As I discussed in a September 9th post, public opinion has been shifting toward greater recognition of climate change and the need to respond. Much of the evidence came from polls dating back a few months. Further evidence is provided by two polls released this week. People do seem to be waking up to the problem.
One poll was conducted by the Washington Post and the Kaiser Family Foundation. Here’s how the Post summarizes the results:
“The poll finds that a strong majority of Americans — about 8 in 10 — say that human activity is fueling climate change, and roughly half believe action is urgently needed within the next decade if humanity is to avert its worst effects. Nearly 4 in 10 now say climate change is a “crisis,” up from less than a quarter five years ago.”

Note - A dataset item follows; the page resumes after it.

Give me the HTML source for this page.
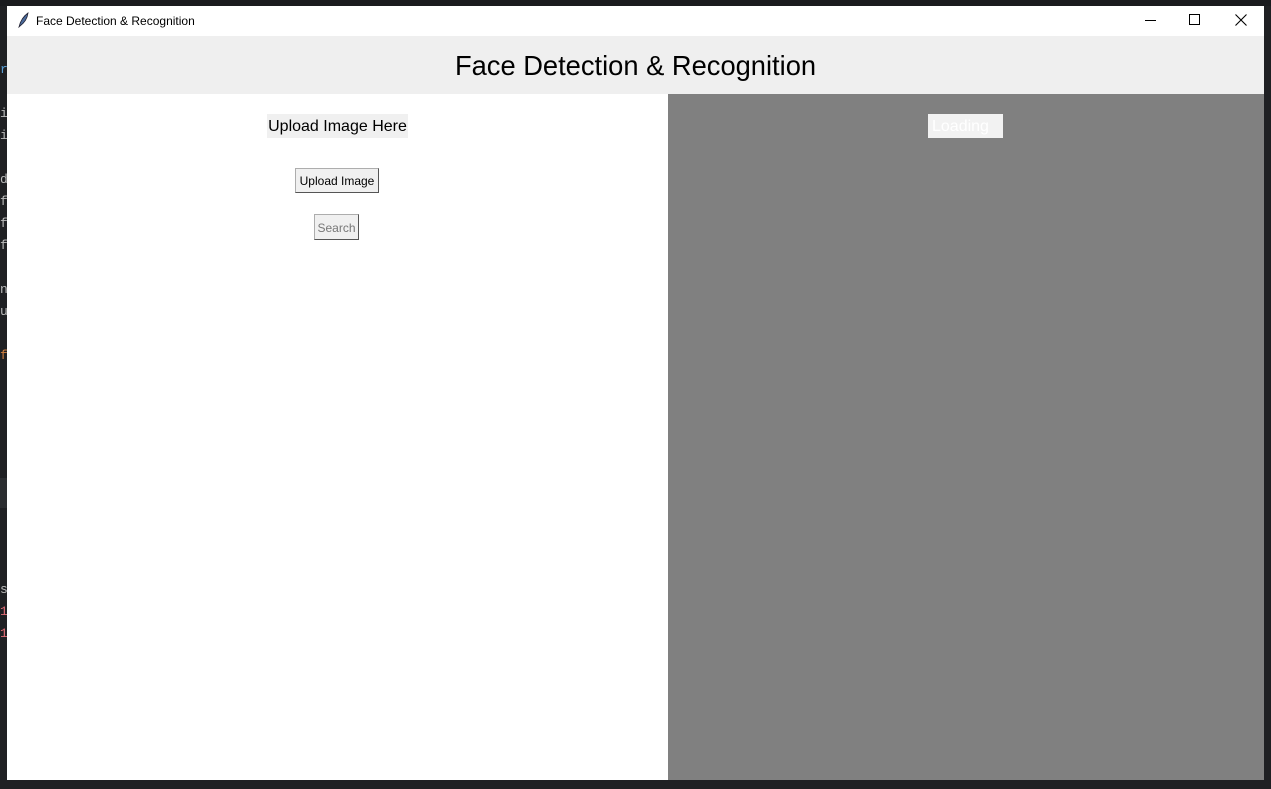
<!DOCTYPE html><html><head><style>
body{margin:0;width:1271px;height:789px;background:#1f2023;position:relative;overflow:hidden;font-family:"Liberation Sans",sans-serif}
.a{position:absolute}
.code{font-family:"Liberation Mono",monospace;font-size:13px;color:#bbb}
</style></head><body>
<div class="a" style="left:0;top:0;width:1271px;height:6px;background:#1a1b1e"></div>
<div class="a" style="left:0;top:478px;width:7px;height:30px;background:#2b2d30"></div>
<div class="a code" style="left:0;top:582px">s</div>
<div class="a code" style="left:0;top:604px;color:#e06c75">1</div>
<div class="a code" style="left:0;top:626px;color:#e06c75">1</div>
<div class="a code" style="left:0;top:62px;color:#5a9fd4">r</div>
<div class="a code" style="left:0;top:106px">i</div>
<div class="a code" style="left:0;top:128px">i</div>
<div class="a code" style="left:0;top:172px">d</div>
<div class="a code" style="left:0;top:194px">f</div>
<div class="a code" style="left:0;top:216px">f</div>
<div class="a code" style="left:0;top:238px">f</div>
<div class="a code" style="left:0;top:282px">n</div>
<div class="a code" style="left:0;top:304px">u</div>
<div class="a code" style="left:0;top:348px;color:#d08040">f</div>
<div class="a" style="left:7px;top:6px;width:1257px;height:30px;background:#fff"></div>
<svg class="a" style="left:16px;top:12px" width="14" height="16"><path d="M3 15 Q5 6 12 1 Q11 9 4 14 Z" fill="#4a6a9a" stroke="#223" stroke-width=".8"/></svg>
<div class="a" style="left:36px;top:14px;color:#000;font-size:12px">Face Detection &amp; Recognition</div>
<div class="a" style="left:1145px;top:20px;width:11px;height:1px;background:#000"></div>
<div class="a" style="left:1189px;top:14px;width:9px;height:9px;border:1px solid #000"></div>
<svg class="a" style="left:1235px;top:14px" width="12" height="12"><path d="M0.5 .5L11.5 11.5M11.5 .5L.5 11.5" stroke="#000" stroke-width="1.1"/></svg>
<div class="a" style="left:7px;top:36px;width:1257px;height:58px;background:#efefef"></div>
<div class="a" style="left:7px;top:50px;width:1257px;text-align:center;font-size:27.3px;color:#000">Face Detection &amp; Recognition</div>
<div class="a" style="left:7px;top:94px;width:661px;height:686px;background:#fff"></div>
<div class="a" style="left:668px;top:94px;width:596px;height:686px;background:#808080"></div>
<div class="a" style="left:267px;top:114px;width:141px;height:24px;background:#f0f0f0;font-size:16px;line-height:26px;text-align:center">Upload Image Here</div>
<div class="a" style="left:295px;top:168px;width:82px;height:23px;background:#f0f0f0;border:1px solid #adadad;border-right-color:#555;border-bottom-color:#555;font-size:12px;line-height:25px;text-align:center">Upload Image</div>
<div class="a" style="left:314px;top:214px;width:43px;height:24px;background:#f0f0f0;border:1px solid #adadad;border-right-color:#555;border-bottom-color:#555;font-size:12px;color:#777;line-height:26px;text-align:center">Search</div>
<div class="a" style="left:928px;top:114px;width:75px;height:24px;background:#f2f2f2;color:#fff;font-size:16px;line-height:26px;padding-left:4px;box-sizing:border-box">Loading</div>
</body></html>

More specifically, 38% say it’s a crisis, and another 38% think it’s a major problem but not a crisis. Notwithstanding that, relatively few are willing to pay as much as $10 a month in higher electricity bills or to pay a higher gasoline tax, while the majority prefer to fund climate action by taxing the rich or corporations using fossil fuels. Notably, 60% of Republicans think climate change is caused by humans, and 23% think that Trump is mishandling the issue. Teenagers are especially committed to climate action, with one in seven claiming to have participated in a climate-change walkout. Over half say they feel afraid and angry about climate change, while about four in ten say they feel helpless.

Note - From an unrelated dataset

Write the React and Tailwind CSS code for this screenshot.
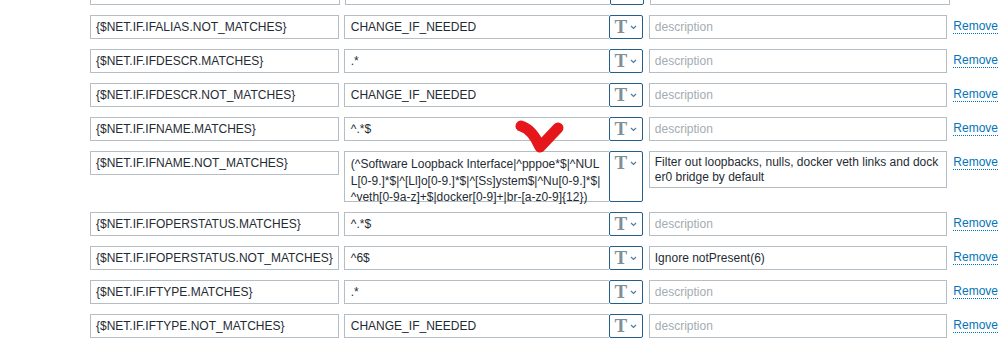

The other poll comes from CBS News. Seventy-two percent of Democrats listed climate change as number 2 or above on the list of issues that concern them. Only about 20% of Republicans ranked the problem as a priority. Thirty-six percent of the public (presumably Trump’s base) considered Trump’s handling of the environment as “good” while nearly all the remainder ranked it as fair or poor. It doesn’t look as if the Green New Deal is getting a lot of traction, at least as yet:
“Even among Democrats, few endorse the plan completely. Just 25% say the Green New Deal is what’s needed to address climate change, while 36% think it is a mix of good and bad, even if it could start discussions. Many haven’t heard enough about it yet to form an opinion. The plan finds the greatest support from the most liberal wing of the Democratic Party.”

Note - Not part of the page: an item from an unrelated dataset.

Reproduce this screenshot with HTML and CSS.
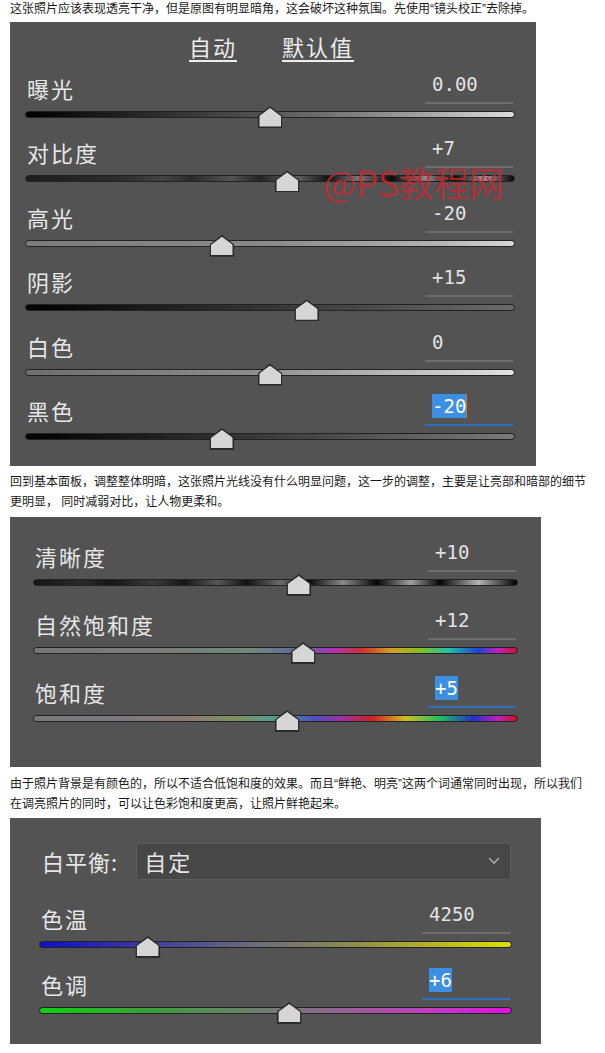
FILE: index.html
```html
<!DOCTYPE html>
<html lang="zh-CN">
<head>
    <meta charset="UTF-8">
    <meta name="viewport" content="width=device-width, initial-scale=1.0">
    <title>基本面板调整</title>
    <link rel="stylesheet" href="styles.css">
</head>
<body>
    <div class="page">
        <p class="caption">这张照片应该表现透亮干净，但是原图有明显暗角，这会破坏这种氛围。先使用“镜头校正”去除掉。</p>

        <div class="panel panel-tone">
            <div class="panel-top">
                <span class="link">自动</span>
                <span class="link">默认值</span>
            </div>
            <div class="rows">
                <div class="row">
                    <div class="row-head"><span class="label">曝光</span><span class="value">0.00</span></div>
                    <div class="slider"><div class="track track-exposure"></div><span class="thumb" style="left: 50%"></span></div>
                </div>
                <div class="row">
                    <div class="row-head"><span class="label">对比度</span><span class="value">+7</span></div>
                    <div class="slider"><div class="track track-contrast"></div><span class="thumb" style="left: 53.5%"></span></div>
                </div>
                <div class="row">
                    <div class="row-head"><span class="label">高光</span><span class="value">-20</span></div>
                    <div class="slider"><div class="track track-highlights"></div><span class="thumb" style="left: 40.2%"></span></div>
                </div>
                <div class="row">
                    <div class="row-head"><span class="label">阴影</span><span class="value">+15</span></div>
                    <div class="slider"><div class="track track-shadows"></div><span class="thumb" style="left: 57.5%"></span></div>
                </div>
                <div class="row">
                    <div class="row-head"><span class="label">白色</span><span class="value">0</span></div>
                    <div class="slider"><div class="track track-whites"></div><span class="thumb" style="left: 50%"></span></div>
                </div>
                <div class="row">
                    <div class="row-head"><span class="label">黑色</span><span class="value active"><span class="sel">-20</span><span class="caret"></span></span></div>
                    <div class="slider"><div class="track track-blacks"></div><span class="thumb" style="left: 40.2%"></span></div>
                </div>
            </div>
            <div class="watermark">@PS教程网</div>
        </div>

        <p class="caption caption-2">回到基本面板，调整整体明暗，这张照片光线没有什么明显问题，这一步的调整，主要是让亮部和暗部的细节更明显， 同时减弱对比，让人物更柔和。</p>

        <div class="panel panel-presence">
            <div class="rows">
                <div class="row">
                    <div class="row-head"><span class="label">清晰度</span><span class="value">+10</span></div>
                    <div class="slider"><div class="track track-clarity"></div><span class="thumb" style="left: 54.8%"></span></div>
                </div>
                <div class="row">
                    <div class="row-head"><span class="label">自然饱和度</span><span class="value">+12</span></div>
                    <div class="slider"><div class="track track-vibrance"></div><span class="thumb" style="left: 55.7%"></span></div>
                </div>
                <div class="row">
                    <div class="row-head"><span class="label">饱和度</span><span class="value active"><span class="sel">+5</span></span></div>
                    <div class="slider"><div class="track track-saturation"></div><span class="thumb" style="left: 52.4%"></span></div>
                </div>
            </div>
        </div>

        <p class="caption caption-3">由于照片背景是有颜色的，所以不适合低饱和度的效果。而且“鲜艳、明亮”这两个词通常同时出现，所以我们在调亮照片的同时，可以让色彩饱和度更高，让照片鲜艳起来。</p>

        <div class="panel panel-wb">
            <div class="wb-line">
                <span class="label">白平衡:</span>
                <div class="select">
                    <span>自定</span>
                    <svg class="chevron" width="12" height="8" viewBox="0 0 12 8"><polyline points="1,1 6,6 11,1" fill="none" stroke="#a8a8a8" stroke-width="1.6"/></svg>
                </div>
            </div>
            <div class="rows">
                <div class="row">
                    <div class="row-head"><span class="label">色温</span><span class="value">4250</span></div>
                    <div class="slider"><div class="track track-temp"></div><span class="thumb" style="left: 23%"></span></div>
                </div>
                <div class="row">
                    <div class="row-head"><span class="label">色调</span><span class="value active"><span class="sel">+6</span></span></div>
                    <div class="slider"><div class="track track-tint"></div><span class="thumb" style="left: 52.9%"></span></div>
                </div>
            </div>
        </div>
    </div>
</body>
</html>
```

FILE: styles.css
```css
body {
    margin: 0;
    background: #ffffff;
    font-family: "Noto Sans CJK SC", "DejaVu Sans", sans-serif;
}
.page {
    padding-left: 10px;
}
.caption {
    margin: 0;
    width: 580px;
    font-family: "Liberation Sans", "Noto Sans CJK SC", sans-serif;
    font-size: 12px;
    line-height: 20px;
    color: #1a1a1a;
}
.caption:first-child {
    line-height: 18px;
    margin-bottom: 4px;
}
.caption-2 {
    margin: 6px 0 5px;
}
.caption-3 {
    margin: 7px 0 4px;
}

/* panels */
.panel {
    position: relative;
    background: #535353;
    color: #e4e4e4;
    box-sizing: border-box;
}
.panel-tone {
    width: 526px;
    padding: 0 21px 12px 15px;
}
.panel-presence {
    width: 531px;
    padding: 21px 23px 31px 23px;
}
.panel-wb {
    width: 531px;
    padding: 25px 29px 16px 29px;
}
.panel-top {
    height: 48px;
    display: flex;
    justify-content: center;
    align-items: center;
    gap: 45px;
    padding-left: 3px;
    box-sizing: border-box;
}
.link {
    font-size: 22px;
    letter-spacing: 2px;
    line-height: 28px;
    text-decoration: underline;
    text-underline-offset: 4px;
    color: #ececec;
}
.rows {
    display: flex;
    flex-direction: column;
    gap: 2.4px;
}
.panel-presence .rows {
    gap: 6px;
}
.panel-wb .rows {
    gap: 4px;
    margin-top: 20px;
}
.row-head {
    display: flex;
    justify-content: space-between;
    align-items: flex-end;
    height: 34px;
    padding: 0 2px;
}
.label {
    font-size: 22px;
    letter-spacing: 2px;
    line-height: 28px;
    margin-bottom: 2px;
    color: #e6e6e6;
}
.value {
    width: 88px;
    height: 34px;
    box-sizing: border-box;
    padding: 0 0 4px 7px;
    display: flex;
    align-items: flex-end;
    border-bottom: 2px solid #6c6c6c;
    font-family: "DejaVu Sans Mono", monospace;
    font-size: 19px;
    line-height: 28px;
    color: #e2e2e2;
}
.value.active {
    border-bottom-color: #2f6fbf;
}
.sel {
    background: #3d8fe4;
    color: #ffffff;
    line-height: 24px;
    margin-bottom: 2px;
}
.caret {
    width: 1px;
    height: 24px;
    margin-bottom: 2px;
    background: #d2781e;
}

/* sliders */
.slider {
    position: relative;
    height: 28px;
}
.track {
    position: relative;
    top: 7px;
    height: 5px;
    border: 1.5px solid #222222;
    border-radius: 4px;
}
.thumb {
    position: absolute;
    top: 2px;
    width: 25px;
    height: 22px;
    transform: translateX(-50%);
    background: #2b2b2b;
    clip-path: polygon(50% 0, 100% 45%, 100% 100%, 0 100%, 0 45%);
}
.thumb::after {
    content: "";
    position: absolute;
    left: 1.5px;
    right: 1.5px;
    top: 2px;
    bottom: 1.5px;
    background: #d6d6d6;
    clip-path: polygon(50% 0, 100% 44%, 100% 100%, 0 100%, 0 44%);
}
.track-exposure {
    background: linear-gradient(to right, #000 0%, #2a2a2a 25%, #555 50%, #9a9a9a 78%, #dadada 100%);
}
.track-contrast {
    background: linear-gradient(to right, #1c1c1c 0%, #2e2e2e 20%, #444 28%, #2a2a2a 34%, #555 42%, #222 48%, #666 55%, #111 62%, #777 68%, #0c0c0c 75%, #8a8a8a 82%, #080808 88%, #9a9a9a 94%, #050505 100%);
}
.track-highlights {
    background: linear-gradient(to right, #7c7c7c 0%, #8a8a8a 50%, #b4b4b4 85%, #d6d6d6 100%);
}
.track-shadows {
    background: linear-gradient(to right, #000 0%, #262626 35%, #4a4a4a 70%, #6a6a6a 100%);
}
.track-whites {
    background: linear-gradient(to right, #6e6e6e 0%, #8c8c8c 45%, #c0c0c0 80%, #e2e2e2 100%);
}
.track-blacks {
    background: linear-gradient(to right, #000 0%, #2a2a2a 35%, #5a5a5a 75%, #7a7a7a 100%);
}
.track-clarity {
    background: linear-gradient(to right, #151515 0%, #2a2a2a 10%, #151515 16%, #3a3a3a 25%, #151515 31%, #575757 38%, #111 44%, #6a6a6a 51%, #0a0a0a 57%, #8a8a8a 64%, #050505 71%, #a0a0a0 78%, #050505 84%, #b4b4b4 92%, #000 100%);
}
.track-vibrance {
    background: linear-gradient(to right, #767676 0%, #7a7a7a 25%, #6f8a78 45%, #5a6aa0 55%, #b030b0 62%, #d03030 68%, #d0a020 74%, #80c020 80%, #20c0b0 86%, #2040d0 92%, #c020c0 96%, #d01030 100%);
}
.track-saturation {
    background: linear-gradient(to right, #7a7a7a 0%, #7c7a80 20%, #8c7a70 32%, #7a9060 42%, #50a090 50%, #4a50c0 58%, #a030a0 64%, #d02020 70%, #d0c020 77%, #20c060 84%, #2030d0 91%, #c020c0 96%, #d01020 100%);
}
.track-temp {
    background: linear-gradient(to right, #1010c8 0%, #3a3aa0 22%, #6a6a80 45%, #8a8a50 65%, #bcb820 85%, #dede00 100%);
}
.track-tint {
    background: linear-gradient(to right, #10d010 0%, #3aa03a 22%, #6a806a 45%, #8a6a8a 60%, #c040c0 82%, #e010e0 100%);
}

/* white balance */
.wb-line {
    display: flex;
    align-items: center;
    height: 37px;
    padding-left: 3px;
}
.wb-line .label {
    margin: 0 18px 0 0;
    letter-spacing: 1px;
}
.select {
    flex: 1;
    height: 37px;
    box-sizing: border-box;
    display: flex;
    align-items: center;
    justify-content: space-between;
    padding: 0 10px 0 7px;
    background: #474747;
    border: 1px solid #5c5c5c;
    border-radius: 3px;
    font-size: 22px;
    letter-spacing: 2px;
    color: #e6e6e6;
    margin-right: 1px;
}

.watermark {
    position: absolute;
    left: 313px;
    top: 140px;
    font-family: "Noto Sans CJK SC", sans-serif;
    font-size: 35px;
    line-height: 40px;
    color: rgba(200, 40, 50, 0.78);
}
```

Feelings about climate change are especially strong in younger Americans. Seventy percent of those under age 45 — that seems like “younger” to me, though maybe not to you — say they feel a personal responsibility to take action on climate change. Among Republicans under 45, half consider climate change a crisis or serious problem, and two-thirds say they feel a responsibility to address it. About seventy percent of Americans say they feel they should do something about climate change, although about half of those say they don’t have the time or money.
We should never put absolute trust in any one poll (or even two or three). But these polls are consistent with a trend that was already available. They help to explain why Democratic presidential candidates are talking so much about climate action right now. They also help explain the fear of Republican strategists that climate denialism could alienate their younger supporters permanently. Let’s hope that current trends in public opinion continue to build support for climate action.
Addendum: This morning, after the initial version of this post went live, AP issued results from another survey. It found that “[w]hile 44% of Americans say they’re very or extremely concerned about climate change’s effects on them personally, two-thirds say they are very or extremely concerned about future generations.”